Heads in a surgical masks hovered over him. Joe was being rolled through double doors that folded open at their approach.
“What…?” he managed to get out. The pain was making him delirious.
“You’ll be fine,” said one of the men. He patted Joe on the shoulder.
“Do we have any more anesthetic?” asked one of the other surgeons.
The other one slowly shook his head back and forth.
“…for what?” asked Joe.
“Ready?” The chief surgeon asked the others. “One. Two. Three.” They lifted him together and placed Joe on a cold metal table.
One of them tied a tourniquet around the top of his thigh. The cinch of the tightly drawn rubber tubing put pressure on his femoral nerve and he started to struggle.

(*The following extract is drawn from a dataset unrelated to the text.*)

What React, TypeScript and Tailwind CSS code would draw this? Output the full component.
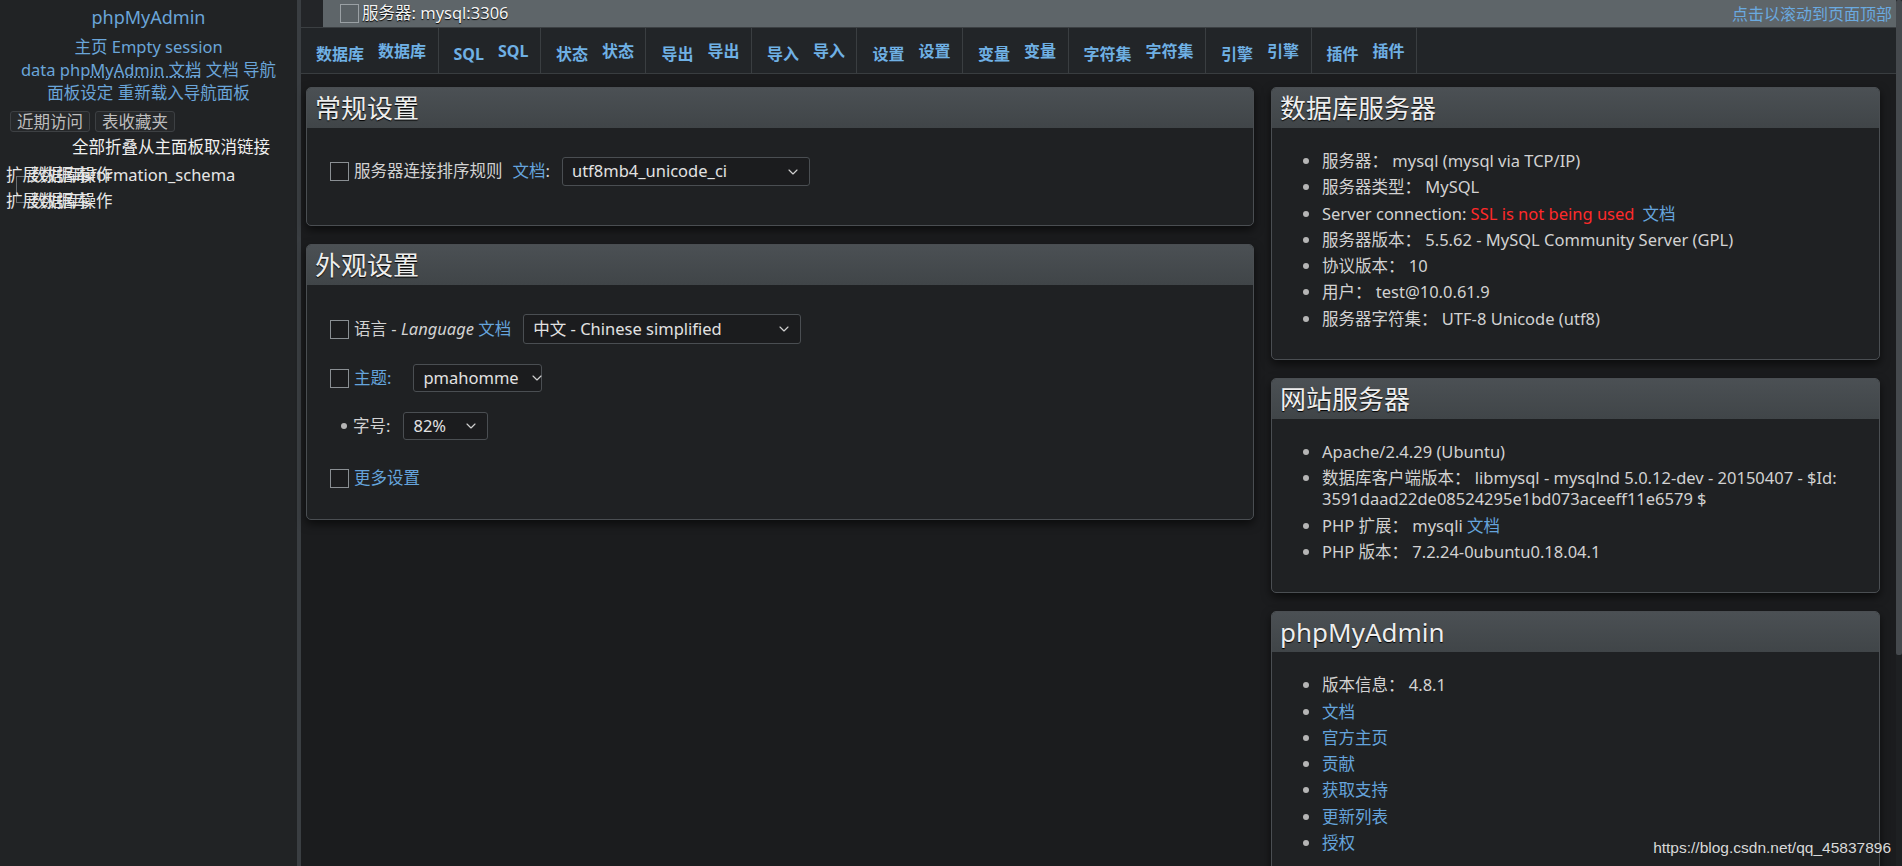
import React from "react";
import { ChevronDown } from "lucide-react";

const tabs = ["数据库", "SQL", "状态", "导出", "导入", "设置", "变量", "字符集", "引擎", "插件"];

const Checkbox = () => (
  <span className="inline-block h-[19px] w-[19px] shrink-0 border border-[#8a8f93] bg-[#1b1c1e]" />
);

const Select = ({ value, className }: { value: string; className: string }) => (
  <div
    className={`flex items-center justify-between gap-[10px] rounded-[3px] border border-[#4a4e52] bg-[#1b1c1e] pl-[9px] pr-[8px] text-[#e2e2e2] ${className}`}
  >
    <span>{value}</span>
    <ChevronDown size={16} strokeWidth={1.75} className="shrink-0 text-[#cfcfcf]" />
  </div>
);

const Panel = ({ title, children }: { title: string; children: React.ReactNode }) => (
  <div className="overflow-hidden rounded-[5px] border border-[#4a4e52] bg-[#1f2123] shadow-[0_4px_10px_rgba(0,0,0,0.6)]">
    <div className="h-[40px] bg-linear-to-b from-[#4b5054] to-[#404548] pl-[8px] text-[26px] leading-[40px] text-[#eeeeee] [text-shadow:0_1px_1px_#000]">
      {title}
    </div>
    {children}
  </div>
);

const Item = ({ children }: { children: React.ReactNode }) => (
  <li className="mb-[5.3px] leading-[21px] marker:text-[#b5b5b5]">{children}</li>
);

const Link = ({ children }: { children: React.ReactNode }) => (
  <span className="text-[#65a4dc]">{children}</span>
);

export default function App() {
  return (
    <div className="relative flex h-[866px] w-[1902px] overflow-hidden bg-[#1b1c1e] font-['Noto_Sans','Noto_Sans_CJK_SC',sans-serif] text-[16.5px] text-[#d2d2d2]">
      {/* navigation */}
      <aside className="w-[297px] shrink-0 bg-[#212325]">
        <div className="pt-[3px] text-center text-[18px] leading-[28px] text-[#6aa5d9]">phpMyAdmin</div>
        <div className="mt-[4px] text-center leading-[23px] text-[#6aa5d9]">
          <div>主页 Empty session</div>
          <div>
            data php<span className="underline decoration-dotted">MyAdmin 文档</span> 文档 导航
          </div>
          <div>面板设定 重新载入导航面板</div>
        </div>
        <div className="mt-[7px] flex gap-[5px] pl-[10px]">
          <span className="rounded-[3px] border border-[#3d4043] bg-[#26282a] px-[6px] leading-[19px] text-[#bdbdbd]">近期访问</span>
          <span className="rounded-[3px] border border-[#3d4043] bg-[#26282a] px-[6px] leading-[19px] text-[#bdbdbd]">表收藏夹</span>
        </div>
        <div className="mt-[3px] pl-[72px] leading-[23px] text-[#f0f0f0]">全部折叠从主面板取消链接</div>
        <div className="relative mt-[4px] h-[52px] text-[#e6e6e6]">
          <div className="absolute left-[16px] top-[14px] h-[27px] w-[10px] border-b border-l border-[#6b6f72]" />
          <div className="absolute left-[16px] top-[14px] w-[10px] border-t border-[#6b6f72]" />
          <span className="absolute left-[6px] top-0 leading-[26px]">扩展</span>
          <span className="absolute left-[76px] top-0 leading-[26px]">information_schema</span>
          <span className="absolute left-[40px] top-0 leading-[26px]">数据库</span>
          <span className="absolute left-[30px] top-0 leading-[26px]">数据库操作</span>
          <span className="absolute left-[6px] top-[26px] leading-[26px]">扩展</span>
          <span className="absolute left-[40px] top-[26px] leading-[26px]">数据库</span>
          <span className="absolute left-[30px] top-[26px] leading-[26px]">数据库操作</span>
        </div>
      </aside>
      <div className="w-[4px] shrink-0 bg-[#3a3e42]" />

      {/* main */}
      <main className="flex min-w-0 flex-1 flex-col">
        <div className="flex h-[28px] shrink-0 items-center border-b border-[#3b3f42] bg-[#5e6569]">
          <span className="h-full w-[22px] bg-[#232528]" />
          <span className="ml-[17px] inline-block h-[19px] w-[19px] border border-[#9aa0a4] bg-[#5a6165]" />
          <span className="ml-[3px] text-[#f4f4f4] [text-shadow:0_1px_1px_#000]">服务器: mysql:3306</span>
          <span className="ml-auto pr-[4px] text-[16px] text-[#6aaae0]">点击以滚动到页面顶部</span>
        </div>

        <div className="flex h-[46px] shrink-0 border-b border-[#393d40] bg-[#222528]">
          {tabs.map((t) => (
            <div key={t} className="flex h-full items-center border-r border-[#3a3e41] pl-[15px] pr-[11.5px] text-[16px] font-bold text-[#6fb0e4]">
              <span className="translate-y-[3px]">{t}</span>
              <span className="ml-[14px]">{t}</span>
            </div>
          ))}
        </div>

        <div className="flex gap-[17px] pl-[5px] pt-[13px]">
          <div className="flex w-[948px] flex-col gap-[18px]">
            <Panel title="常规设置">
              <div className="mb-[39px] mt-[29px] flex h-[29px] items-center pl-[23px]">
                <Checkbox />
                <span className="ml-[5px]">服务器连接排序规则</span>
                <span className="ml-[10px]"><Link>文档</Link>:</span>
                <Select value="utf8mb4_unicode_ci" className="ml-[12px] h-[29px] w-[248px]" />
              </div>
            </Panel>
            <Panel title="外观设置">
              <div className="pb-[26px] pl-[23px] pt-[29px]">
                <div className="flex h-[30px] items-center">
                  <Checkbox />
                  <span className="ml-[5px]">
                    语言 - <i>Language</i> <Link>文档</Link>
                  </span>
                  <Select value="中文 - Chinese simplified" className="ml-[12px] h-[30px] w-[278px]" />
                </div>
                <div className="mt-[19px] flex h-[30px] items-center">
                  <Checkbox />
                  <span className="ml-[5px]"><Link>主题:</Link></span>
                  <Select value="pmahomme" className="ml-[22px] h-[28px] w-[129px]" />
                </div>
                <div className="mt-[18px] flex h-[30px] items-center pl-[11px]">
                  <span className="h-[6px] w-[6px] rounded-full bg-[#b5b5b5]" />
                  <span className="ml-[6px]">字号:</span>
                  <Select value="82%" className="ml-[13px] h-[28px] w-[85px]" />
                </div>
                <div className="mt-[22px] flex h-[30px] items-center">
                  <Checkbox />
                  <span className="ml-[5px]"><Link>更多设置</Link></span>
                </div>
              </div>
            </Panel>
          </div>

          <div className="flex w-[609px] flex-col gap-[18px]">
            <Panel title="数据库服务器">
              <ul className="list-disc pb-[25px] pl-[50px] pt-[22px]">
                <Item>服务器： mysql (mysql via TCP/IP)</Item>
                <Item>服务器类型： MySQL</Item>
                <Item>
                  Server connection: <span className="text-[#ff2a2a]">SSL is not being used</span>
                  <span className="ml-[8px]"><Link>文档</Link></span>
                </Item>
                <Item>服务器版本： 5.5.62 - MySQL Community Server (GPL)</Item>
                <Item>协议版本： 10</Item>
                <Item>用户： test@10.0.61.9</Item>
                <Item>服务器字符集： UTF-8 Unicode (utf8)</Item>
              </ul>
            </Panel>
            <Panel title="网站服务器">
              <ul className="list-disc pb-[25px] pl-[50px] pt-[22px]">
                <Item>Apache/2.4.29 (Ubuntu)</Item>
                <Item>
                  数据库客户端版本： libmysql - mysqlnd 5.0.12-dev - 20150407 - $Id:
                  <br />
                  3591daad22de08524295e1bd073aceeff11e6579 $
                </Item>
                <Item>
                  PHP 扩展： mysqli <Link>文档</Link>
                </Item>
                <Item>PHP 版本： 7.2.24-0ubuntu0.18.04.1</Item>
              </ul>
            </Panel>
            <Panel title="phpMyAdmin">
              <ul className="list-disc pb-[25px] pl-[50px] pt-[22px]">
                <Item>版本信息： 4.8.1</Item>
                <Item><Link>文档</Link></Item>
                <Item><Link>官方主页</Link></Item>
                <Item><Link>贡献</Link></Item>
                <Item><Link>获取支持</Link></Item>
                <Item><Link>更新列表</Link></Item>
                <Item><Link>授权</Link></Item>
              </ul>
            </Panel>
          </div>
        </div>
      </main>

      {/* scrollbar */}
      <div className="w-[6px] shrink-0 bg-[#1e2022]">
        <div className="h-[655px] w-full rounded-[2px] bg-[#45494d]" />
      </div>

      <span className="absolute right-[11px] top-[836px] font-['Liberation_Sans',sans-serif] text-[15.5px] text-[#d9d9d9]">
        https://blog.csdn.net/qq_45837896
      </span>
    </div>
  );
}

“Wait, what the hell are you doing?”
“This leg’s coming off,” said the chief surgeon with steel blue eyes. “The quicker, the better.”
“What?” shouted Joe before an assistant shoved a piece of plastic into his mouth. They strapped it around his head.
Another strap went over his forehead and he was lashed to the table, one limb at a time.
The surgeon lifted a scalpel. He made an incision above Joe’s knee, slicing through the skin and into the quadriceps. As the scalpel entered, severing nerve fibers along the way, the pain was a flash of white-hot searing agony, moving like a wave across Joe’s thigh.
Joe groaned and made an inhuman noise. He clamped down on the plastic but it didn’t help.
The surgeon cut almost completely around the leg to the hamstring muscle in the back, leaving just a small flap of skin on one side.
When the surgeon lifted the scalpel away from Joe’s leg, he was granted a temporary respite from the agony—until he caught a glimpse of the bone saw.
The surgeon placed the saw on Joe’s femur and started it up. It wasn’t the feeling but the sound and smell that drove him mad—a heavy scraping noise from metal gnawing through bone. And the smell, oh the smell! He would never forget that smell, of hot bone and flesh sizzling, protesting against the metal blade.
Joe’s heart sped up again, his blood pressure dropped, and shock slowed the supply of oxygenated blood to his brain. He blessedly lost consciousness.